You'll have to try it out to find out exactly how the file is getting padded out (e.g. with zeros or garbage) but otherwise this seems to fit the bill of what you are asking for.

  1. fsutil is a Windows XP and above system tool that appears to have some functionality that might help. Specifically the fsutil file subcommand appears to be able to create, set length and also zero fill files.

Specifically:

fsutil file createnew "C:\temp\myfile" 1024

Will create a zero filled 1024 byte file.

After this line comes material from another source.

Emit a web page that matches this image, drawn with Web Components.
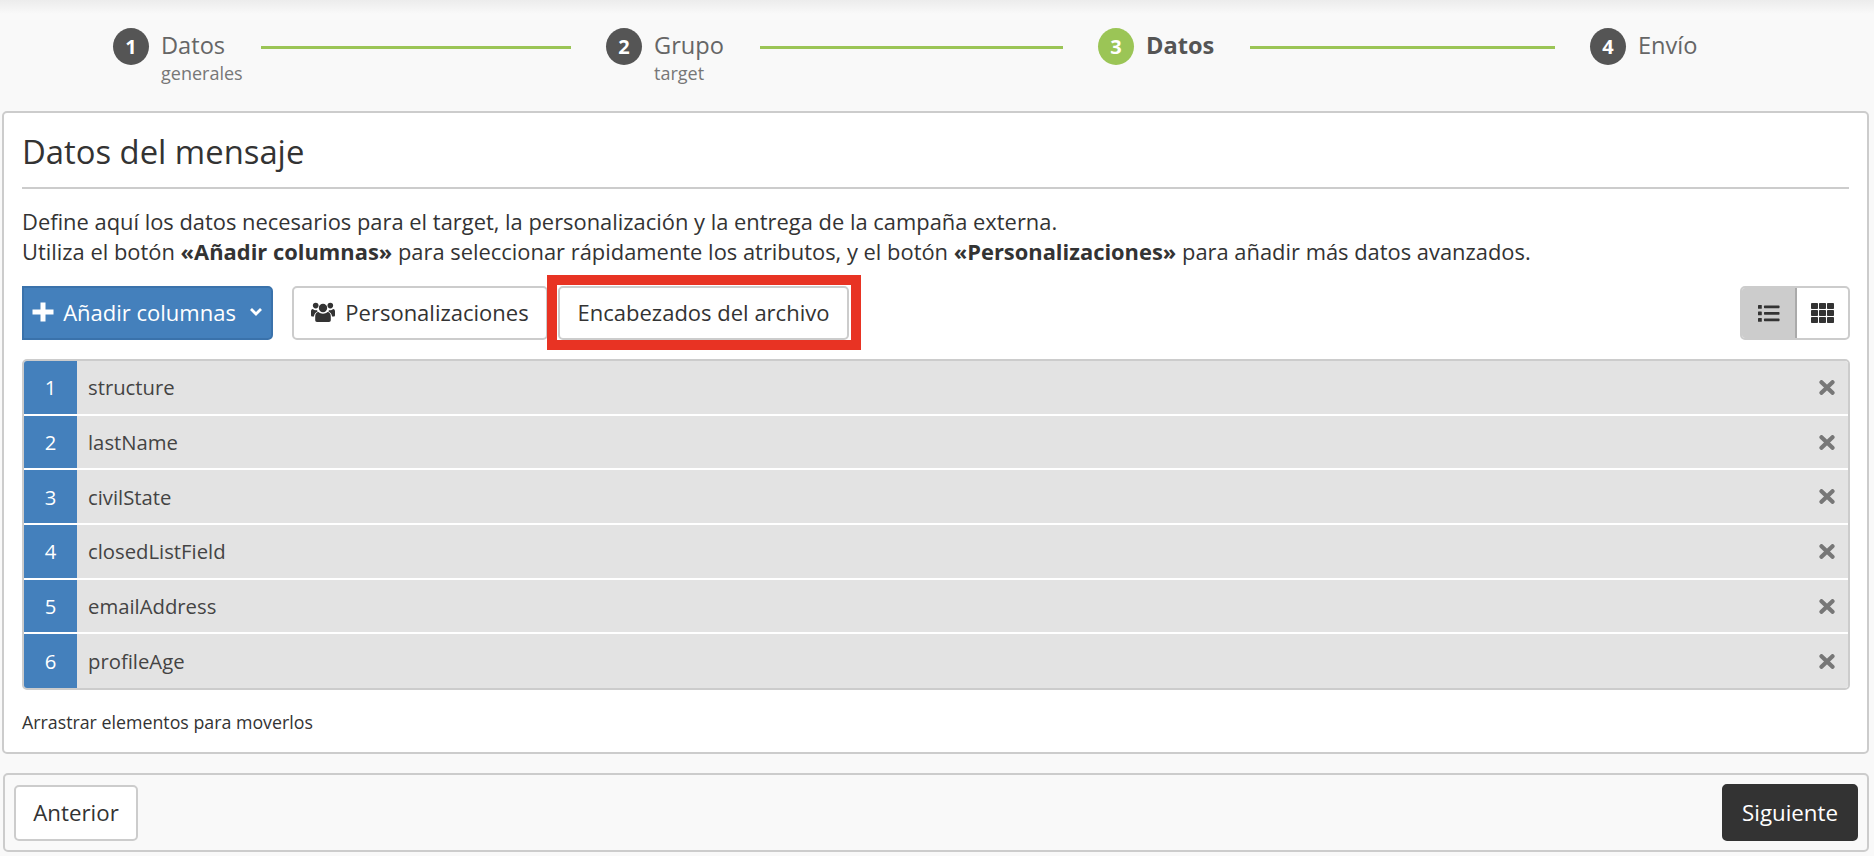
<!DOCTYPE html>
<html lang="es"><head><meta charset="utf-8"><title>Datos del mensaje</title>
<style>
html,body{margin:0;padding:0;height:856px;overflow:hidden;background:#f9f9f9;font-family:"Open Sans",sans-serif;color:#333}
</style></head><body>
<wizard-steps></wizard-steps>
<message-panel></message-panel>
<footer-bar></footer-bar>
<script>
const ICONS={
plus:'<svg width="22" height="20" viewBox="0 0 22 20" style="margin-right:1px"><path d="M8.500 0.500h5v7h8v5h-8v7h-5v-7h-8v-5h8z" fill="#fff"/></svg>',
chev:'<svg width="14" height="10" viewBox="0 0 14 10" style="margin-left:5px"><path d="M2 2l5 5 5-5" fill="none" stroke="#fff" stroke-width="2.8"/></svg>',
users:'<svg width="24" height="20" viewBox="0 0 24 20" fill="#333"><circle cx="12" cy="6" r="4.2"/><circle cx="4.7" cy="3.6" r="2.8"/><circle cx="19.3" cy="3.6" r="2.8"/><path d="M6 20c-1.2 0-1.8-.7-1.8-2v-3.500c0-3 1.500-4.500 3.300-4.500 1.200 1.100 2.800 1.700 4.500 1.700s3.300-.6 4.500-1.700c1.800 0 3.300 1.500 3.300 4.500V18c0 1.300-.6 2-1.800 2z"/><path d="M0 9.500C0 8 .6 7 1.800 7c.9.800 1.900 1.200 3 1.200.5 0 .9 0 1.300-.2-.1.600.2 1.100.5 1.500-1.800.9-3.400 2.300-3.700 5H1.500C.5 14.500 0 14 0 13zM24 9.500C24 8 23.400 7 22.200 7c-.9.800-1.900 1.200-3 1.200-.5 0-.9 0-1.300-.2.100.6-.2 1.100-.5 1.500 1.800.9 3.400 2.300 3.700 5h1.400c1 0 1.500-.5 1.500-1.500z"/></svg>',
list:'<svg width="22" height="18" viewBox="0 0 22 18" fill="#333"><rect x="0" y="1" width="3.800" height="3.800" rx=".6"/><rect x="0" y="7.500" width="3.800" height="3.800" rx=".6"/><rect x="0" y="14" width="3.800" height="3.800" rx=".6"/><rect x="6" y="1.600" width="15.500" height="2.600" rx=".6"/><rect x="6" y="8.100" width="15.500" height="2.600" rx=".6"/><rect x="6" y="14.600" width="15.500" height="2.600" rx=".6"/></svg>',
grid:'<svg width="23" height="20" viewBox="0 0 23 20" fill="#333"><rect x="0" y="0" width="7" height="6" rx=".8"/><rect x="8" y="0" width="7" height="6" rx=".8"/><rect x="16" y="0" width="7" height="6" rx=".8"/><rect x="0" y="7" width="7" height="6" rx=".8"/><rect x="8" y="7" width="7" height="6" rx=".8"/><rect x="16" y="7" width="7" height="6" rx=".8"/><rect x="0" y="14" width="7" height="6" rx=".8"/><rect x="8" y="14" width="7" height="6" rx=".8"/><rect x="16" y="14" width="7" height="6" rx=".8"/></svg>',
x:'<svg width="16" height="15" viewBox="0 0 16 15"><path d="M2.500 2.200l11 10.600M13.500 2.200l-11 10.600" fill="none" stroke="#777" stroke-width="4.200" stroke-linecap="round"/></svg>'
};
class WizardSteps extends HTMLElement{constructor(){super();this.attachShadow({mode:"open"}).innerHTML=`<style>
:host{display:flex;align-items:flex-start;box-sizing:border-box;height:111px;padding:28px 0 0 113px;background:linear-gradient(#ececec 0,#f9f9f9 14px);}
.step{display:flex;gap:12px;align-items:flex-start}
.n{width:36px;height:37px;border-radius:50%;background:#555;color:#fff;font-weight:700;font-size:20px;display:flex;align-items:center;justify-content:center;flex:none}
.t{font-size:23.600px;line-height:28px;color:#666;margin-top:3px}
.s{font-size:18px;line-height:24px;color:#777;margin-top:2px}
.on .n{background:#9bc556}.on .t{font-weight:700;color:#555}
.l{height:3px;background:#9bc556;margin-top:18px;flex:none}
</style>
<div class="step" style="width:148px"><div class="n">1</div><div><div class="t">Datos</div><div class="s">generales</div></div></div>
<div class="l" style="width:310px"></div>
<div class="step" style="margin-left:35px;width:154px"><div class="n">2</div><div><div class="t">Grupo</div><div class="s">target</div></div></div>
<div class="l" style="width:303px"></div>
<div class="step on" style="margin-left:35px;width:152px"><div class="n">3</div><div><div class="t">Datos</div></div></div>
<div class="l" style="width:305px"></div>
<div class="step" style="margin-left:35px"><div class="n">4</div><div><div class="t">Envío</div></div></div>`}}
customElements.define("wizard-steps",WizardSteps);

class UiBtn extends HTMLElement{constructor(){super();this.attachShadow({mode:"open"}).innerHTML=`<style>
:host{display:inline-flex;align-items:center;justify-content:center;box-sizing:border-box;height:54px;border:2px solid #ccc;border-radius:5px;background:#fff;color:#333;font-size:22px;position:relative;gap:10px;white-space:nowrap}
:host([variant=primary]){background:#4480bc;border-color:#3a72ab;color:#fff;border-radius:0 5px 5px 0;gap:8px}
:host([variant=dark]){background:#333;border-color:#333;color:#fff}
</style><slot></slot>`}}
customElements.define("ui-btn",UiBtn);

class ListRow extends HTMLElement{constructor(){super();this.attachShadow({mode:"open"}).innerHTML=`<style>
:host{display:flex;align-items:center;height:52.700px;background:#e3e3e3;font-size:20.300px;color:#444}
:host(:last-child){height:54px}
.n{width:53px;height:100%;background:#4480bc;color:#fff;display:flex;align-items:center;justify-content:center;flex:none}
.v{flex:1;padding-left:11px}
.x{display:flex;padding-right:13px}
</style><div class="n">${this.getAttribute("n")}</div><div class="v"><slot></slot></div><div class="x">${ICONS.x}</div>`}}
customElements.define("list-row",ListRow);

class MessagePanel extends HTMLElement{constructor(){super();const rows=["structure","lastName","civilState","closedListField","emailAddress","profileAge"];
this.attachShadow({mode:"open"}).innerHTML=`<style>
:host{display:block;box-sizing:border-box;margin:0 5px 0 2px;height:643px;background:#fff;border:2px solid #ccc;border-radius:5px;padding:0 17px 0 18px}
h1{font-weight:400;font-size:32.800px;line-height:44px;margin:0 1px 18px 0;padding-top:17px;height:76px;box-sizing:border-box;border-bottom:2px solid #ccc;color:#333}
p{margin:0;font-size:21.900px;line-height:30px;color:#333;white-space:nowrap}
.bar{display:flex;align-items:flex-start;margin-top:19px}
.bar ui-btn{padding-bottom:2px}
.bar ui-btn:nth-child(1){width:251px}
.bar ui-btn:nth-child(2){width:256px;margin-left:19px}
.bar ui-btn:nth-child(3){width:291px;margin-left:10px}
.mark{position:absolute;inset:-13px -14px -12px -13px;border:10px solid #e83323;pointer-events:none}
.tog{margin-left:auto;display:flex;width:110px;height:54px;box-sizing:border-box;border:2px solid #ccc;border-radius:5px;background:#fff;overflow:hidden}
.tog span{display:flex;align-items:center;justify-content:center}
.tog .a{width:53px;background:#ccc;border-right:2px solid #aaa}
.tog .b{flex:1}
.list{margin-top:19px;border:2px solid #ccc;border-radius:5px;background:#fff;display:flex;flex-direction:column;gap:2px;overflow:hidden}
.hint{font-size:17.800px;line-height:24px;color:#333;margin-top:20px}
</style>
<h1>Datos del mensaje</h1>
<p>Define aquí los datos necesarios para el target, la personalización y la entrega de la campaña externa.</p>
<p>Utiliza el botón <b>«Añadir columnas»</b> para seleccionar rápidamente los atributos, y el botón <b>«Personalizaciones»</b> para añadir más datos avanzados.</p>
<div class="bar">
<ui-btn variant="primary">${ICONS.plus}<span>Añadir columnas</span>${ICONS.chev}</ui-btn>
<ui-btn>${ICONS.users}<span>Personalizaciones</span></ui-btn>
<ui-btn><span>Encabezados del archivo</span><span class="mark"></span></ui-btn>
<div class="tog"><span class="a">${ICONS.list}</span><span class="b">${ICONS.grid}</span></div>
</div>
<div class="list">${rows.map((r,i)=>`<list-row n="${i+1}">${r}</list-row>`).join("")}</div>
<div class="hint">Arrastrar elementos para moverlos</div>`}}
customElements.define("message-panel",MessagePanel);

class FooterBar extends HTMLElement{constructor(){super();this.attachShadow({mode:"open"}).innerHTML=`<style>
:host{display:flex;justify-content:space-between;align-items:center;box-sizing:border-box;margin:19px 5px 0 3px;height:79px;border:2px solid #ccc;border-radius:5px;padding:0 9px 0 9px}
ui-btn{font-size:22.300px}
ui-btn:first-of-type{width:124px;height:56px}
ui-btn:last-of-type{width:136px;height:57px}
</style><ui-btn>Anterior</ui-btn><ui-btn variant="dark">Siguiente</ui-btn>`}}
customElements.define("footer-bar",FooterBar);
</script>
</body></html>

To change the size of an existing file:

fsutil file seteof filename length
  1. UVHD is a hex editor that appears to have the functions you are asking for. The only problem is that it only works under Windows/SFU (Services for Unix) and not DOS. What that actually means to an end user I don't actually know, but I have a vague suspicion that SFU was dropped in Vista and Win 7.
8
  • 1
    Ah okay. Thanks, trunc does what I need. Oh, and a note: SFU (or rather, SUA -- "Subsystem for Unix-Based Applications", aka Interix) wasn't dropped in Windows 7; it's just now an optional component in the Ultimate version, unfortuntately. :\
    – user541686
    Commented Jun 20, 2011 at 12:47
  • Ah, fair enough, I couldn't find much in the way of information on SUA/SFU though to be honest I didn't look too closely. I've also found another way to create arbitrary length files using fsutil and edited my answer, but as I noted I cannot see a valid way to truncate the files.
    – Mokubai
    Commented Jun 20, 2011 at 13:03
  • By the way, I thought I'd point something out: I believe the valid data length is the virtual length of the file on the disk, not the physical length. If the file is compressed, for example, it could actually be smaller -- you'd need the compressed size of the file.
    – user541686
    Commented Jun 22, 2011 at 0:45
  • 2
    But fsutil does have a command to set the EOF, fsutil file seteof filename length, I checked and this works as expected (I found this on ss64.com/nt/fsutil.html)
    – lukeuser
    Commented Nov 11, 2020 at 20:33
  • @lukeuser I suspect that when this answer was written 9 years ago the command may not have existed. docs.microsoft.com/en-us/windows-server/administration/… seems to suggest that there is something in the fsutil file has some applicability only to Windows 8 and above. I know it existed in Win7, but I do not remember seeing that particular command when I researched this all those years back.
    – Mokubai
    Commented Nov 11, 2020 at 20:47
9

To set "SetEndOfFile in the command prompt":

FSUTIL file seteof <filename> <truncated size>

To increase (existing)file size (padding nulls):

FSUTIL file seteof <filename> <new size>

Works at file system level, much faster than copying required file contents into a new file.

0
5
copy /Y nul: file.txt

For setting to 0 bytes only, of course.

2
  • 4
    This really doesn't seem to answer the question. Commented Dec 19, 2012 at 2:51
  • 1
    +1 I agree that it's not the right answer but it's exactly what I came here looking for - how to truncate a file from the Windows command line. Commented Feb 3, 2016 at 14:01
2

If you have GnuWin32 installed, then you can use dd to do it.

dd if=nul of=/the/file/to/truncate bs=1 count=0 seek=the_file_size oflag=append
1
  • dd potential never ceases to amaze me, command works but without if=nul.
    – too
    Commented Aug 22, 2017 at 7:55
2

try my BSD truncate build for Windows.

EDIT: it is not working with files >2GB.